Fast eine Million Euro kostet eine Saison im hochklassigen Nachwuchsbereich mittlerweile. „Ich frage mich immer, wo man dieses Geld findet?“, fragt Coulthard. „Diese Summen haben sich in den letzten Jahren leider viel zu schnell gesteigert und sind für ein junges Talent, das ja auch noch gar nicht weiß, ob es für ganz oben wirklich gut genug ist, viel zu viel.“ Dass trotz der enormen finanziellen Belastung auf der Strecke dann so unachtsam gefahren wird, kann der Ex-McLaren-Pilot nicht nachvollziehen. Einen Rat, wie man dieser Entwicklung Einhalt gebieten kann, hat der Schotte aber sehr wohl: „Wenn jemand eine Dummheit macht, sollte man ihn einfach mal für ein Rennen sperren.“
Crash in Monaco
Viel Edelschrott: In den Nachwuchsklassen wird trotz hoher Kosten munter draufgehalten und riskiert
„Es ist bei allen jungen Leuten so: Sie brauchen Grenzen. Bei uns allen war es doch auch nicht anders... wenn du eine große Strafe bekommen hast, dann erinnerst du dich daran. Als Erwachsener vielleicht nicht mehr so sehr, weil du unabhängiger bist und anders im Leben stehst“, sagt Coulthard, der glaubt: „Wenn man den Schrott, der in fast jedem dieser Rennen verursacht wird einmal zusammenrechnet, kommt man wahrscheinlich jedes Mal auf 50.000 bis 100.000 Euro. Das ist verdammt viel Geld in der richtigen Welt, das im wahrsten Sinne des Wortes einfach gegen die Wand gefahren wird - von ein paar junge Typen, irgendwo zwischen dem Spielen an der Playstation und dem Auswählen von Mädchen auf Tinder. Zehn Likes und dann wird zwischendurch wieder ein bisschen renngefahren“, spottet der 44-Jährige.
Generation Playstation: Das neue F1-Game von Codemasters

Verstappen eher eine Ausnahme

Der Vizeweltmeister von 2001 spricht aus Erfahrung. „Ich sehe es bei meinem Sohn. Er spielt Rennspiele und wenn er abfliegt, dann tut das nicht weh, weil er einfach auf Neustart drückt. Das verändert natürlich die Mentalität.“ Eine große Schelte also für die ‚Generation Playstation’, der auch in der Formel 1 mindestens die Hälfte des aktuellen Fahrerfeldes angehört.
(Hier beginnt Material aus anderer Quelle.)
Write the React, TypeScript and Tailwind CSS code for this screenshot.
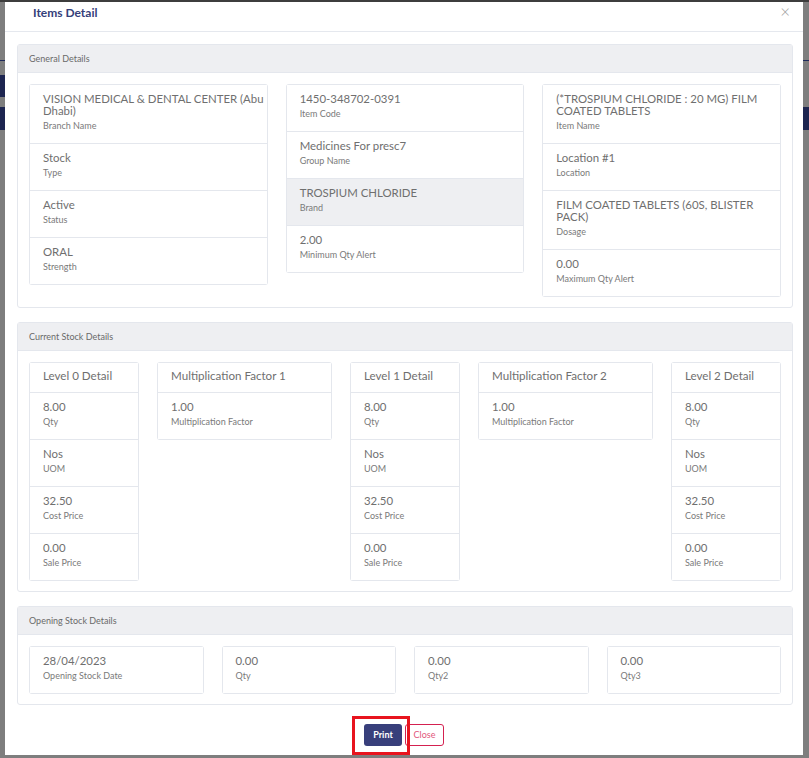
import React from "react";

const F = { fontFamily: "Lato, 'Open Sans', sans-serif" };

type KV = { v: string; l: string; hl?: boolean };

function Item({ v, l, hl, first }: KV & { first?: boolean }) {
  return (
    <div
      className={`pl-[13px] pr-[2px] pt-[8px] pb-[11px] border-[#e4e7ed] border-x ${first ? "border-y" : "border-b"} ${hl ? "bg-[#eeeff2]" : "bg-white"}`}
    >
      <div className="text-[11.4px] leading-[12px] text-[#6f6f6f]">{v}</div>
      <div className="mt-[3px] text-[9px] leading-[12px] text-[#7a7a7a]">{l}</div>
    </div>
  );
}

function ListCol({ items }: { items: KV[] }) {
  return (
    <div className="flex flex-col rounded-[3px] overflow-hidden self-start">
      {items.map((it, i) => (
        <Item key={i} {...it} first={i === 0} />
      ))}
    </div>
  );
}

function TitledCol({ title, items }: { title: string; items: KV[] }) {
  return (
    <div className="flex flex-col rounded-[3px] overflow-hidden self-start">
      <div className="px-[13px] pt-[7px] pb-[10px] border border-[#e4e7ed] text-[11.6px] leading-[12px] text-[#6f6f6f]">
        {title}
      </div>
      {items.map((it, i) => (
        <Item key={i} {...it} />
      ))}
    </div>
  );
}

function Card({ title, children }: { title: string; children: React.ReactNode }) {
  return (
    <div className="border border-[#e4e7ed] rounded-[3px] bg-white">
      <div className="h-[28px] flex items-center px-[11px] bg-[#eeeff2] border-b border-[#e4e7ed] text-[9px] text-[#6a6a6a]">
        {title}
      </div>
      <div className="px-[11px] pt-[11px] pb-[10px]">{children}</div>
    </div>
  );
}

const level = (q: string): KV[] => [
  { v: q, l: "Qty" },
  { v: "Nos", l: "UOM" },
  { v: "32.50", l: "Cost Price" },
  { v: "0.00", l: "Sale Price" },
];

export default function App() {
  return (
    <div style={F} className="relative w-[809px] h-[758px] bg-[#7e7e7e] overflow-hidden">
      {/* page behind overlay */}
      <div className="absolute left-0 top-0 w-full h-[2px] bg-[#3d3d3d]" />
      <div className="absolute left-0 top-[60px] w-full h-[1px] bg-[#1e2a5a]" />
      <div className="absolute left-0 top-[75px] w-[6px] h-[22px] bg-[#1d2550]" />
      <div className="absolute left-0 top-[107px] w-full h-[23px] bg-[#1d2550]" />

      <div className="absolute left-[5px] top-[2px] w-[798px] h-[753px] bg-white flex flex-col">
        {/* header */}
        <div className="h-[30px] flex items-start justify-between border-b border-[#e5e8ee] pl-[28px] pr-[13px]">
          <div className="pt-[2px] text-[12px] font-bold text-[#34407a]">Items Detail</div>
          <div className="pt-[1px] text-[17px] leading-[18px] text-[#a0a0a0] font-light">×</div>
        </div>

        {/* body */}
        <div className="pl-[12px] pr-[10px] pt-[12px] flex flex-col gap-[14px]">
          <Card title="General Details">
            <div className="grid grid-cols-3 gap-x-[18px]">
              <ListCol
                items={[
                  { v: "VISION MEDICAL & DENTAL CENTER (Abu Dhabi)", l: "Branch Name" },
                  { v: "Stock", l: "Type" },
                  { v: "Active", l: "Status" },
                  { v: "ORAL", l: "Strength" },
                ]}
              />
              <ListCol
                items={[
                  { v: "1450-348702-0391", l: "Item Code" },
                  { v: "Medicines For presc7", l: "Group Name" },
                  { v: "TROSPIUM CHLORIDE", l: "Brand", hl: true },
                  { v: "2.00", l: "Minimum Qty Alert" },
                ]}
              />
              <ListCol
                items={[
                  { v: "(*TROSPIUM CHLORIDE : 20 MG) FILM COATED TABLETS", l: "Item Name" },
                  { v: "Location #1", l: "Location" },
                  { v: "FILM COATED TABLETS (60S, BLISTER PACK)", l: "Dosage" },
                  { v: "0.00", l: "Maximum Qty Alert" },
                ]}
              />
            </div>
          </Card>

          <Card title="Current Stock Details">
            <div className="grid grid-cols-[2fr_3.18fr_2fr_3.18fr_2fr] gap-x-[18px]">
              <TitledCol title="Level 0 Detail" items={level("8.00")} />
              <TitledCol title="Multiplication Factor 1" items={[{ v: "1.00", l: "Multiplication Factor" }]} />
              <TitledCol title="Level 1 Detail" items={level("8.00")} />
              <TitledCol title="Multiplication Factor 2" items={[{ v: "1.00", l: "Multiplication Factor" }]} />
              <TitledCol title="Level 2 Detail" items={level("8.00")} />
            </div>
          </Card>

          <Card title="Opening Stock Details">
            <div className="grid grid-cols-4 gap-x-[18px]">
              <ListCol items={[{ v: "28/04/2023", l: "Opening Stock Date" }]} />
              <ListCol items={[{ v: "0.00", l: "Qty" }]} />
              <ListCol items={[{ v: "0.00", l: "Qty2" }]} />
              <ListCol items={[{ v: "0.00", l: "Qty3" }]} />
            </div>
          </Card>
        </div>

        {/* footer */}
        <div className="flex justify-center gap-[3px] pt-[19px]">
          <div className="relative">
            <div className="w-[38px] h-[22px] rounded-[3px] bg-[#383f7b] text-white text-[9px] font-bold flex items-center justify-center">
              Print
            </div>
            <div className="absolute left-[-12px] top-[-8px] w-[58px] h-[39px] border-[3px] border-[#e8141e]" />
          </div>
          <div className="w-[39px] h-[22px] rounded-[3px] border border-[#d42150] bg-white text-[#e2587b] text-[9px] flex items-center justify-center">
            Close
          </div>
        </div>
      </div>
    </div>
  );
}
Erst von kurzem war dort beispielsweise Kritik an Max Verstappen aufgekommen. Jacques Villeneuve hatte nach Verstappens Kollision mit Romain Grosjean in Monaco und dem mit harten Bandagen geführtem Duell mit Pastor Maldonado in Spielberg seinen Unmut über die Fahrweise des erst 17 Jahre alten Holländers geäußert.
Maldonado & Verstappen
Kampf mit harten Bandagen: Gegen Pastor Maldonado ging Max Verstappen wieder einmal ans Limit
„Jacques spricht diese Sachen vielleicht noch direkter an und er ist Weltmeister, sein Wort hat also definitiv Gewicht“, findet Coulthard im Interview mit AUTO BILD MOTORSPORT. „Ich persönlich denke aber, dass Max’ Manöver in Österreich gerade noch so im Rahmen waren.“ Villeneuves Kritik und Sorge versteht er trotzdem. „Es ist halt immer ein schmaler Grat. Was mich persönlich stören würde, ist wenn sich der Vordermann in der Bremszone bewegt, denn wir haben ja schon oft gesehen, dass es dann passieren kann, dass man auffährt und das Auto abhebt.“
Anders als in Monte Carlo kam es in Spielberg diesmal aber nicht zur Kollision. „Und wenn man den Crash in Monaco mal außen vorlässt, zeigt Max beachtliche Leistungen und baut ja auch nicht die ganze Zeit Unfälle. Er ist unter den Youngstern also eher die Ausnahme als die Regel“, findet Coulthard. „Max macht einen tollen Job. Er muss wirklich talentiert sein, denn kein noch so großer Einsatz von väterlichem Engagement macht aus einem durchschnittlichen Fahrer einen guten“, kann sich der Schotte einen Seitenhieb auf Verstappens Vater Jos, seines Zeichens ebenfalls Ex-F1-Pilot und nun Dauergast in der Toro-Rosso-Box, nicht verkneifen.